I’ve discovered that sometimes living by faith becomes a humbling thing. There are times when I wish I didn’t have to rely on other people to supplement my income. There are times when I let pride get in the way. God has been so good to me this past semester—teaching me to trust in Him, to give others the opportunity to minister to me, to consult Him first about my needs, and to take help when it comes.

Going into Christmas break, I had reached the breaking point. I’ve seen God provide in different ways throughout the past semester (gas money from unexpected sources at unexpected times, money to cover new boots I desperately needed for work—to within the dollar), and I knew and still know that He will continue to provide. The Christmas budget I was thinking of had to drop a little bit, which is frustrating to me because of how much my parents do for me. I know they’ve sacrificed a lot in the past and what they do for me now is more than I would like for them to be doing. [And I say that with a lot of gratitude.]

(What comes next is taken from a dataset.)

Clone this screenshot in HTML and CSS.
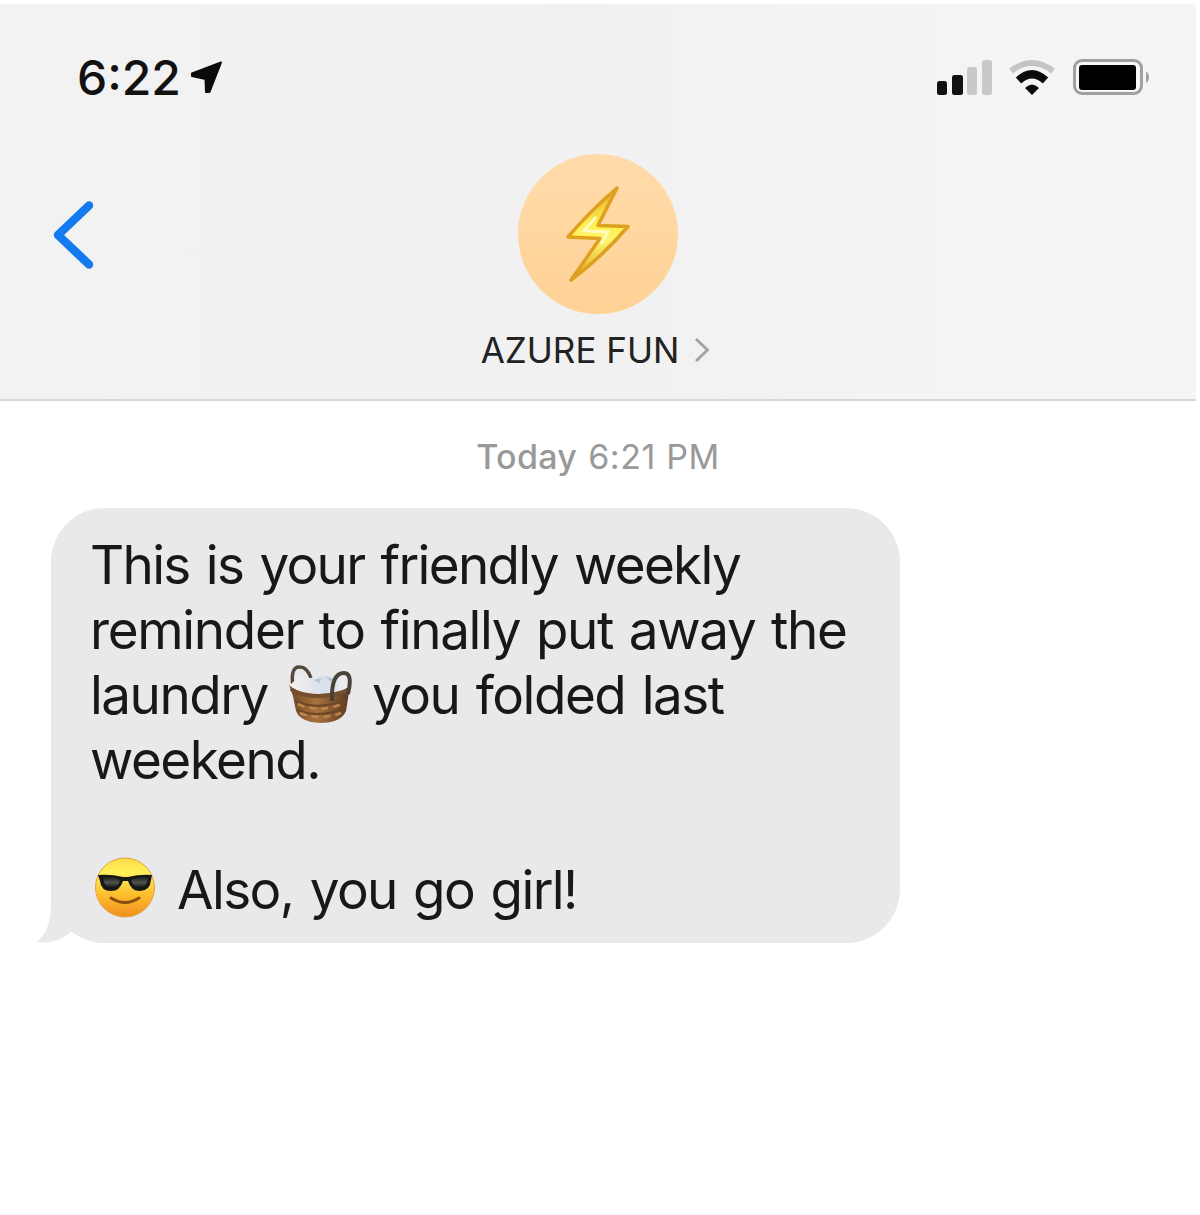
FILE: index.html
```html
<!DOCTYPE html>
<html lang="en">
<head>
<meta charset="utf-8">
<meta name="viewport" content="width=device-width">
<title>Messages</title>
<link rel="stylesheet" href="styles.css">
</head>
<body>
<main class="phone">
  <header class="header">
    <div class="status">
      <div class="status-left">
        <span class="clock">6:22</span>
        <svg class="location" viewBox="0 0 34 34" width="34" height="34"><path d="M31 2.500 19.500 32H16L15.500 19 2 16V13.500Z" fill="#0b0b0b" stroke="#0b0b0b" stroke-width="2" stroke-linejoin="round"/></svg>
      </div>
      <svg class="indicators" viewBox="0 0 214 40" width="214" height="40">
        <g fill="#111">
          <rect x="1" y="22" width="10" height="14" rx="2.5"/>
          <rect x="16" y="16" width="11" height="20" rx="2.5"/>
        </g>
        <g fill="#c9c9c9">
          <rect x="31" y="8" width="10" height="28" rx="2.5"/>
          <rect x="46" y="1" width="10" height="35" rx="2.5"/>
        </g>
        <path d="M75 12Q96 -4 117 12" fill="none" stroke="#c4c4c4" stroke-width="6"/>
        <path d="M82.500 21.500Q96 9 109.500 21.500" fill="none" stroke="#0b0b0b" stroke-width="8"/>
        <path d="M89 29Q96 22 103 29L96 36Z" fill="#0b0b0b"/>
        <rect x="138.500" y="1.500" width="67" height="33" rx="7.500" fill="#f7f7f7" stroke="#a0a0a0" stroke-width="3"/>
        <rect x="143" y="6" width="57" height="25" rx="3" fill="#000"/>
        <path d="M210 12.500Q213 14 213 18T210 24Z" fill="#a0a0a0"/>
      </svg>
    </div>
    <div class="contact">
      <svg class="back" viewBox="0 0 42 70" width="42" height="70"><path d="M37 5.500 6 35 37 64.500" fill="none" stroke="#147af0" stroke-width="8.500" stroke-linecap="round" stroke-linejoin="round"/></svg>
      <div class="person">
        <div class="avatar">
          <svg viewBox="0 0 66 98" width="66" height="98">
            <defs><linearGradient id="bolt" x1="0" y1="0" x2="0" y2="1"><stop offset="0" stop-color="#e5ab2b"/><stop offset=".4" stop-color="#fff04e"/><stop offset=".58" stop-color="#fff56e"/><stop offset="1" stop-color="#dd9c1d"/></linearGradient></defs>
            <path d="M52 3Q24 27 3 52L35 53.500 6 95Q36 73 63 41.500L33 40.500Z" fill="url(#bolt)" stroke="#dda01f" stroke-width="3.500" stroke-linejoin="round"/>
            <path d="M31 32 19 46 43 47 36 59" fill="none" stroke="#fffbc0" stroke-width="3"/>
          </svg>
        </div>
        <div class="name"><span class="name-text">AZURE FUN</span><svg viewBox="0 0 16 26" width="16" height="26"><path d="M2 2 13.500 13 2 24" fill="none" stroke="#a2a2a2" stroke-width="2.800"/></svg></div>
      </div>
    </div>
  </header>
  <section class="thread">
    <div class="stamp"><span class="day">Today</span><span class="time">6:21 PM</span></div>
    <div class="bubble">
      <div class="line l1">This is your friendly weekly</div>
      <div class="line l2">reminder to finally put away the</div>
      <div class="line l3"><span class="laundry">laundry</span><svg class="basket" viewBox="0 0 64 60" width="64" height="60">
        <defs>
          <linearGradient id="wicker" x1="0" y1="0" x2="1" y2="0"><stop offset="0" stop-color="#6f4827"/><stop offset=".45" stop-color="#a9723c"/><stop offset="1" stop-color="#5a3a22"/></linearGradient>
          <linearGradient id="cloth" x1="0" y1="0" x2="1" y2="0"><stop offset="0" stop-color="#f6f3f0"/><stop offset=".6" stop-color="#d7dfea"/><stop offset="1" stop-color="#f1f1f2"/></linearGradient>
        </defs>
        <path d="M5 23Q2 2 12 3Q19 3 23 14" fill="none" stroke="#54493c" stroke-width="3.500"/>
        <path d="M2 21Q12 10 26 15L33 12 42 12 48 15 61 18 58 31 42 35 12 33Z" fill="url(#cloth)"/>
        <path d="M25 16 33 14 32 19ZM38 13 43 18 47 15Z" fill="#b8c5d6"/>
        <path d="M1 21Q8 29 31 30Q52 30 62 22L58 47Q53 59 32 59Q12 58 8 47L5 32Z" fill="url(#wicker)"/>
        <path d="M3 25Q14 33 32 32T60 26" fill="none" stroke="#74502f" stroke-width="4"/>
        <path d="M7 37Q30 47 58 36M9 46Q31 55 57 44" fill="none" stroke="#6b4526" stroke-width="2"/>
        <path d="M10 40Q31 50 56 39M12 49Q32 57 53 49" fill="none" stroke="#bb8650" stroke-width="2.500" stroke-dasharray="7 5"/>
        <path d="M44 37Q43 9 56 9Q65 9 60 30" fill="none" stroke="#484238" stroke-width="4"/>
      </svg><span class="rest">you folded last</span></div>
      <div class="line l4">weekend.</div>
      <div class="line"></div>
      <div class="line l6"><svg class="cool" viewBox="0 0 62 62" width="62" height="62">
        <defs><linearGradient id="face" x1="0" y1="0" x2="0" y2="1"><stop offset="0" stop-color="#fbdc48"/><stop offset=".25" stop-color="#fff05a"/><stop offset=".65" stop-color="#fdba2b"/><stop offset="1" stop-color="#ee8f20"/></linearGradient>
        <linearGradient id="lens" x1="0" y1="0" x2="0" y2="1"><stop offset="0" stop-color="#20231f"/><stop offset=".5" stop-color="#51534d"/><stop offset="1" stop-color="#111"/></linearGradient></defs>
        <circle cx="31" cy="30.500" r="29.500" fill="url(#face)" stroke="#e3a33f" stroke-width="1"/>
        <path d="M4 18Q17 17 29 20H34Q46 17 58 18L57 23Q56 34 46 34Q37 34 34 24H29Q26 34 17 34Q7 34 6 24Z" fill="#171814"/>
        <path d="M9 21Q18 19 26 23Q24 31 17 31Q10 30 9 21ZM37 23Q45 19 54 21Q53 30 46 31Q39 30 37 23Z" fill="url(#lens)"/>
        <path d="M17 41Q31 50 45 41" fill="none" stroke="#8c4d13" stroke-width="3" stroke-linecap="round"/>
      </svg><span class="cheer">Also, you go girl!</span></div>
      <svg class="tail" viewBox="0 0 64 56" width="64" height="56"><path d="M14 0V16Q14 42 0 54Q20 57 35 43Q46 53 64 55V0Z" fill="#e9e9eb"/></svg>
    </div>
  </section>
</main>
</body>
</html>
```
FILE: styles.css
```css
* { box-sizing: border-box; }
body { margin: 0; background: #fff; font-family: Inter, "Liberation Sans", sans-serif; }
svg { display: block; flex: none; }
.phone { width: 1196px; height: 1215px; padding-top: 4px; }
.header { height: 397px; background: linear-gradient(90deg, #f2f2f2 0%, #f1f1f1 50%, #f5f5f5 90%); border-bottom: 2px solid #d6d6d6; }
.status { height: 148px; padding: 50px 46px 0 77px; display: flex; justify-content: space-between; align-items: flex-start; }
.status-left { display: flex; }
.clock { width: 113px; font-size: 48px; line-height: 48px; font-weight: 500; letter-spacing: 0; color: #111; white-space: nowrap; }
.location { margin-top: 6px; }
.indicators { margin-top: 5px; }
.contact { display: grid; grid-template-columns: 1fr 240px 1fr; padding: 2px 0 0; }
.back { margin: 46px 0 0 52px; }
.person { display: flex; flex-direction: column; align-items: center; }
.avatar { width: 160px; height: 160px; border-radius: 50%; background: linear-gradient(#ffdbaa, #ffd296); display: flex; align-items: center; justify-content: center; }
.name { display: flex; align-items: center; gap: 15px; margin-top: 14px; height: 44px; padding-right: 5px; }
.name-text { font-size: 35px; line-height: 44px; color: #222; white-space: nowrap; }
.stamp { display: flex; justify-content: center; gap: 11px; padding-top: 36px; height: 107px; font-size: 34px; line-height: 40px; color: #999; letter-spacing: 0.6px; }
.day { font-weight: 500; letter-spacing: 0.3px; }
.bubble { position: relative; isolation: isolate; width: 849px; height: 435px; margin-left: 51px; padding: 25px 0 0 39px; border-radius: 54px; background: #e9e9eb; color: #181818; }
.line { display: flex; height: 65px; font-size: 53px; line-height: 65px; white-space: nowrap; letter-spacing: -1.5px; word-spacing: 3px; }
.l1 { letter-spacing: -1.7px; }
.l2 { letter-spacing: -1.35px; word-spacing: 2.2px; }
.laundry { width: 198px; }
.rest { margin-left: 20px; }
.basket { margin-top: 1px; }
.cool { margin: -1px 0 0 4px; }
.cheer { margin-left: 21px; letter-spacing: -1.6px; }
.tail { position: absolute; z-index: -1; left: -14px; bottom: -1px; }
```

Anyways, my last resort is my mutual fund which hopes to be used in the future for something a little more exciting. I was planning on getting some money out of that in order to help pay off a credit card bill and just get myself back to where I need to be to start the New Year. I was expecting to get a little bit of money for Christmas, as always, but it turned into a lot more than expected. $450 more than expected, actually. That more than covers the credit card. And tonight, my church surprised me by taking up a love offering for me, which ended up being over $200.

Funny thing is, I was thinking about taking $600 out of my mutual fund.
God always provides more abundantly than I ever imagine.
I don’t give Him enough credit.

Yet one more reason I’m undeserving.